-- DATA SUPPLIED start --
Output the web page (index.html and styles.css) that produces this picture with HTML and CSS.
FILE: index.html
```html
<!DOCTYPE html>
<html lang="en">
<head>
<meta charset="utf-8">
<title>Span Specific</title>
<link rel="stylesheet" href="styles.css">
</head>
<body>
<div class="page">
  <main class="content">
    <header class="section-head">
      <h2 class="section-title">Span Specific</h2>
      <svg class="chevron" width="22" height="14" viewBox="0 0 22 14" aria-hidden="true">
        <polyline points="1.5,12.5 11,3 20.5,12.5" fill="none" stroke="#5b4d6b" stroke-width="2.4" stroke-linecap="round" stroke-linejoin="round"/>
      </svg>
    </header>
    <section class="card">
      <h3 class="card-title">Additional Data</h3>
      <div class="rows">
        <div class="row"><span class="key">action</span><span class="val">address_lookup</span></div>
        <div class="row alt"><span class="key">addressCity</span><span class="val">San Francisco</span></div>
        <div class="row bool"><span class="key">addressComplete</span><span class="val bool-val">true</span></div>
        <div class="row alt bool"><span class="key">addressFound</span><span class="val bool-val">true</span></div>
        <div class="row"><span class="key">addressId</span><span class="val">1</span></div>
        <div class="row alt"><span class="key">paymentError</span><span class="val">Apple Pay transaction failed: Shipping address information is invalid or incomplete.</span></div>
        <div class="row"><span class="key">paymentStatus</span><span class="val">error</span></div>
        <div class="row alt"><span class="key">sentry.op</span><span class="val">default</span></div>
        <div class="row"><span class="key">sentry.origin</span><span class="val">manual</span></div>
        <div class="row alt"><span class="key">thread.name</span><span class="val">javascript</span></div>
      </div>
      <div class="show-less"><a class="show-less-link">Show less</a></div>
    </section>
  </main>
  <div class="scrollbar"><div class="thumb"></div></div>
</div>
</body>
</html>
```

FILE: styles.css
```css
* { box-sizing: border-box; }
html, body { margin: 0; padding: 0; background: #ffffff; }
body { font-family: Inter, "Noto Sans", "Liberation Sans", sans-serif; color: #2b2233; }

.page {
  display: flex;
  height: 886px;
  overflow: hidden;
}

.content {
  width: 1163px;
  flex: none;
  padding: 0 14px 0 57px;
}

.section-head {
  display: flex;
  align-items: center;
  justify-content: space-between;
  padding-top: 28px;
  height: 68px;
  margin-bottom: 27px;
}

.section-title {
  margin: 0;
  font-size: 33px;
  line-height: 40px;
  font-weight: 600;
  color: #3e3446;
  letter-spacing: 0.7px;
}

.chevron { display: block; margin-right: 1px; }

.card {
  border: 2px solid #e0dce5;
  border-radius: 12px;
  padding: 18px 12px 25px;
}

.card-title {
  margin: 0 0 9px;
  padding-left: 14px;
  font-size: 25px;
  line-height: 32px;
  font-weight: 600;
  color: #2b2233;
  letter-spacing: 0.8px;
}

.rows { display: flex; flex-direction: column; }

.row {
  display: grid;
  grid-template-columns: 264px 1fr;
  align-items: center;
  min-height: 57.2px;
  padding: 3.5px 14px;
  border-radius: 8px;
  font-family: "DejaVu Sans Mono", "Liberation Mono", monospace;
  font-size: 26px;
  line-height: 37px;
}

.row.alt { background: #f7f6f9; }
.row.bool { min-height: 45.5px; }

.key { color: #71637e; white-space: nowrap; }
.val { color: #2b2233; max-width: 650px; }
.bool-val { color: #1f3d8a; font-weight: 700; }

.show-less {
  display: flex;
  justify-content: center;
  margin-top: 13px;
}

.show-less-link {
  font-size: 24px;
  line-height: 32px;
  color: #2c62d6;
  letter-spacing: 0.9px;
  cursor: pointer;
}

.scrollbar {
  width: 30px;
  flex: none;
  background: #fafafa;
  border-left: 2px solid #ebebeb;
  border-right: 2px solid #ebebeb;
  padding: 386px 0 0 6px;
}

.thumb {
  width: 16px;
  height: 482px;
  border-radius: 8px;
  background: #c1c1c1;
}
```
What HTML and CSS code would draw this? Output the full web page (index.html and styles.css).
-- DATA SUPPLIED end --
■ PROBLEM TO SOLVE: Which lines in the listing above hold the word "index"? Show each of them.

■ OUTPUT:
Output the web page (index.html and styles.css) that produces this picture with HTML and CSS.
FILE: index.html
What HTML and CSS code would draw this? Output the full web page (index.html and styles.css).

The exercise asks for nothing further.